**What you will do**
Report all lines from the entries below in which "this" appears.

**Records for the task**
┄┄┄┄┄┄┄┄┄┄┄┄┄┄┄┄┄┄┄┄

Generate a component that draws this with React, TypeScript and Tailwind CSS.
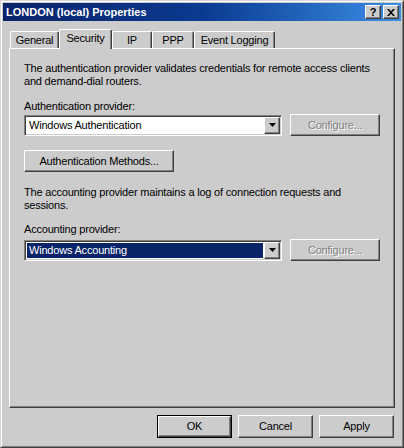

┄┄┄┄┄┄┄┄┄┄┄┄┄┄┄┄┄┄┄┄

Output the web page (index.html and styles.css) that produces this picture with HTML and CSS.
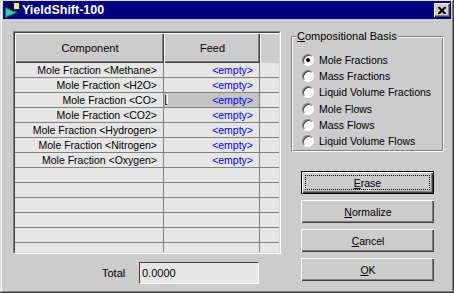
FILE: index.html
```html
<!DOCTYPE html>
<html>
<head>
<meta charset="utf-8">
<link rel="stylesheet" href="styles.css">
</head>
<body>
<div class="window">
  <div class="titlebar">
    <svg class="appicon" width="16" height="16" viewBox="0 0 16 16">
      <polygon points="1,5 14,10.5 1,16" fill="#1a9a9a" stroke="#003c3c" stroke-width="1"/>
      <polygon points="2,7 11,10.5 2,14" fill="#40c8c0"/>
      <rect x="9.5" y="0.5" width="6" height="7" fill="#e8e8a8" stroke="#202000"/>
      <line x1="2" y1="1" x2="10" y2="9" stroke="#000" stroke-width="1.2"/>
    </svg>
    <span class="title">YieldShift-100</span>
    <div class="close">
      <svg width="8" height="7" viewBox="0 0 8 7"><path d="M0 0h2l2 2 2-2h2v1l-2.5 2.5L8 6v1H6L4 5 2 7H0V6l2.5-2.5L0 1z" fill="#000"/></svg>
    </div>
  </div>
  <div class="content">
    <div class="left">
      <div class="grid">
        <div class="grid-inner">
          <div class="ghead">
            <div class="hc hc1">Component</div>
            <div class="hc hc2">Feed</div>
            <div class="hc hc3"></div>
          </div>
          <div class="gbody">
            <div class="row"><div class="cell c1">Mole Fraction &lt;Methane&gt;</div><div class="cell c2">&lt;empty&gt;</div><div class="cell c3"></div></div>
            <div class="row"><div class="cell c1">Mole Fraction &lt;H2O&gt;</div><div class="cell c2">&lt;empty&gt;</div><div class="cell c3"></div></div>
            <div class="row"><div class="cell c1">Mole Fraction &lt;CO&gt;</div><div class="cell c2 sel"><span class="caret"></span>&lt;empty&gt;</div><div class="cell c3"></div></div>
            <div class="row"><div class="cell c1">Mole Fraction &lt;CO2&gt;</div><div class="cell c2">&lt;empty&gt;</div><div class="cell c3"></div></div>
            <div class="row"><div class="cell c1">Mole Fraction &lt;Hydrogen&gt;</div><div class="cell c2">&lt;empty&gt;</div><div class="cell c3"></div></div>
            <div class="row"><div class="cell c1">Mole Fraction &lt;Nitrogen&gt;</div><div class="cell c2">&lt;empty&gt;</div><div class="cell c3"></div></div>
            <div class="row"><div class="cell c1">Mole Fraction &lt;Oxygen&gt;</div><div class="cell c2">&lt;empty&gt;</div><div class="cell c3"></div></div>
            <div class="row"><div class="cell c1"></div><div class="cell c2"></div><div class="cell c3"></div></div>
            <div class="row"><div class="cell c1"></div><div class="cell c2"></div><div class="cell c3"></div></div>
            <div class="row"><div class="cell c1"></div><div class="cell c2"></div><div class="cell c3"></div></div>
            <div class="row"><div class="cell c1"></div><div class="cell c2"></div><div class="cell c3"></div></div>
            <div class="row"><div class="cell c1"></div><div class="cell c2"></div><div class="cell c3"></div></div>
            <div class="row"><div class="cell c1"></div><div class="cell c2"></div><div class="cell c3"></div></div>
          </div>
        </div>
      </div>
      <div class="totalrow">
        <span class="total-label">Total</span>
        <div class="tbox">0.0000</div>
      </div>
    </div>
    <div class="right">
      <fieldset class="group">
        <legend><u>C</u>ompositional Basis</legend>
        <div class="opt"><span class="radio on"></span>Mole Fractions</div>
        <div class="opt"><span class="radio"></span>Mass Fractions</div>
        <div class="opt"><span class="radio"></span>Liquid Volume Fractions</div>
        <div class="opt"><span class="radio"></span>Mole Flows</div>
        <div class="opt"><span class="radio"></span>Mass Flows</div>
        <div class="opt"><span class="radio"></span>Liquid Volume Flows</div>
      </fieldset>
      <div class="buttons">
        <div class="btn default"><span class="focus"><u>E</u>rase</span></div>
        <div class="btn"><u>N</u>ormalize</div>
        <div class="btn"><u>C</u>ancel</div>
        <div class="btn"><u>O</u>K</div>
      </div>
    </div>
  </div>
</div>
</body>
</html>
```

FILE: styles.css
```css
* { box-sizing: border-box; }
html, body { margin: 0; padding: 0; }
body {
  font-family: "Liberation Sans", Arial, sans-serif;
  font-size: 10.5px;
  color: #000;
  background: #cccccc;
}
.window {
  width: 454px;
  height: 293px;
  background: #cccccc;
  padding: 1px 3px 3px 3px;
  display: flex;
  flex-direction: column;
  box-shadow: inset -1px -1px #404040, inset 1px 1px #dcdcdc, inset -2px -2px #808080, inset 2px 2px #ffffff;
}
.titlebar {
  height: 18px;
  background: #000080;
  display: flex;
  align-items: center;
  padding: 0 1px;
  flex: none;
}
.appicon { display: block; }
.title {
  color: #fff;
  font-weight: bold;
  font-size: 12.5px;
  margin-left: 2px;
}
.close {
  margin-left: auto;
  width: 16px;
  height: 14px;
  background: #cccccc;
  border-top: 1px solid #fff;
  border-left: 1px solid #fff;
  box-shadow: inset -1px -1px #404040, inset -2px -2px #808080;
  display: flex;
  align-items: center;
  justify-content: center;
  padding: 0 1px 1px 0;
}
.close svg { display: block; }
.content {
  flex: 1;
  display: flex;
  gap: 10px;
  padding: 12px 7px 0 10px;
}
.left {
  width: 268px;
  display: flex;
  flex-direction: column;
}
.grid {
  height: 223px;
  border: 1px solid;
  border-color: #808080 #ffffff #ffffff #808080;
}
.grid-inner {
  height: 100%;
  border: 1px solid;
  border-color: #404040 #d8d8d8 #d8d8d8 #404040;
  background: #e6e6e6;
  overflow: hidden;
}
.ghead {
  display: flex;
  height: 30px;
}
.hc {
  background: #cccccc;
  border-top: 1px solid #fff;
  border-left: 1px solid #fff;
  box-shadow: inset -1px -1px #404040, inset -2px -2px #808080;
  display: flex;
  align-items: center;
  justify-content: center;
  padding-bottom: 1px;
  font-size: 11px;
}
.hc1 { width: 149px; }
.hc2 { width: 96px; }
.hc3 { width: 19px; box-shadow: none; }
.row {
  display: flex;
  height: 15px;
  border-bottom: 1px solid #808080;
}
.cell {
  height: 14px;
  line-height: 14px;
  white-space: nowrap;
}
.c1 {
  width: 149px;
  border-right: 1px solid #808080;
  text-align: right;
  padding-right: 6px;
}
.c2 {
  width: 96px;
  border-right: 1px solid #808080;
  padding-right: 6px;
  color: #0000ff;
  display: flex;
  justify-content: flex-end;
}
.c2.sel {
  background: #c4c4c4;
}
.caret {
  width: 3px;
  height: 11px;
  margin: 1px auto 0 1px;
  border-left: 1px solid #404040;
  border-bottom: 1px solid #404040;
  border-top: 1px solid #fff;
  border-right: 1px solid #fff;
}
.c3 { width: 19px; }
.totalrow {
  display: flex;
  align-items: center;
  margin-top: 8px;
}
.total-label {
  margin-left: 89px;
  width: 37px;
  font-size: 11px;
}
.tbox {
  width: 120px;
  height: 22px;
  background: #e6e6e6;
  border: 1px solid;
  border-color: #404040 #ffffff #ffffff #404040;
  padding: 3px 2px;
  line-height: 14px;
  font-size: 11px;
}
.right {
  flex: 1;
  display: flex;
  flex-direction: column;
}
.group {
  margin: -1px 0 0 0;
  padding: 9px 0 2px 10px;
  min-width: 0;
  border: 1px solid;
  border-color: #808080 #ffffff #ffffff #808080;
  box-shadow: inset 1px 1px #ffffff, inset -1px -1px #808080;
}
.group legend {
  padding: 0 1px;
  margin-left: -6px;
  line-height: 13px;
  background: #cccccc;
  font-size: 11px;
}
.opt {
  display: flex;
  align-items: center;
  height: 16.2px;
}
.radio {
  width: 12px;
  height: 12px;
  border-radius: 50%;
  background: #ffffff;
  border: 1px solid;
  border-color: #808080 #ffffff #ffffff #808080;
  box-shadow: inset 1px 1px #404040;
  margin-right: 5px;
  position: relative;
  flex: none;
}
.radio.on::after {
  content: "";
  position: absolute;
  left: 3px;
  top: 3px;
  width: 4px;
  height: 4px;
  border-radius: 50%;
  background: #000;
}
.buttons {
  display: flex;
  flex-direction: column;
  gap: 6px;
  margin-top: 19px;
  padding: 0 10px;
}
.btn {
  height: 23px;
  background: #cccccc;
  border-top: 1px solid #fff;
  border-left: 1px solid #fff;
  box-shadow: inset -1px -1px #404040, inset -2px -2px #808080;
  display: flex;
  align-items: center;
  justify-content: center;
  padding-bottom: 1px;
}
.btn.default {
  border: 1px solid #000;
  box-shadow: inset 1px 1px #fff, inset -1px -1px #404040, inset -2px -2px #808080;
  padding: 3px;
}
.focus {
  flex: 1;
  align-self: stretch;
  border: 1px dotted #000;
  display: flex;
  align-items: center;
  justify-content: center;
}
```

┄┄┄┄┄┄┄┄┄┄┄┄┄┄┄┄┄┄┄┄

**Reply to the exercise**
Generate a component that draws this with React, TypeScript and Tailwind CSS.
Output the web page (index.html and styles.css) that produces this picture with HTML and CSS.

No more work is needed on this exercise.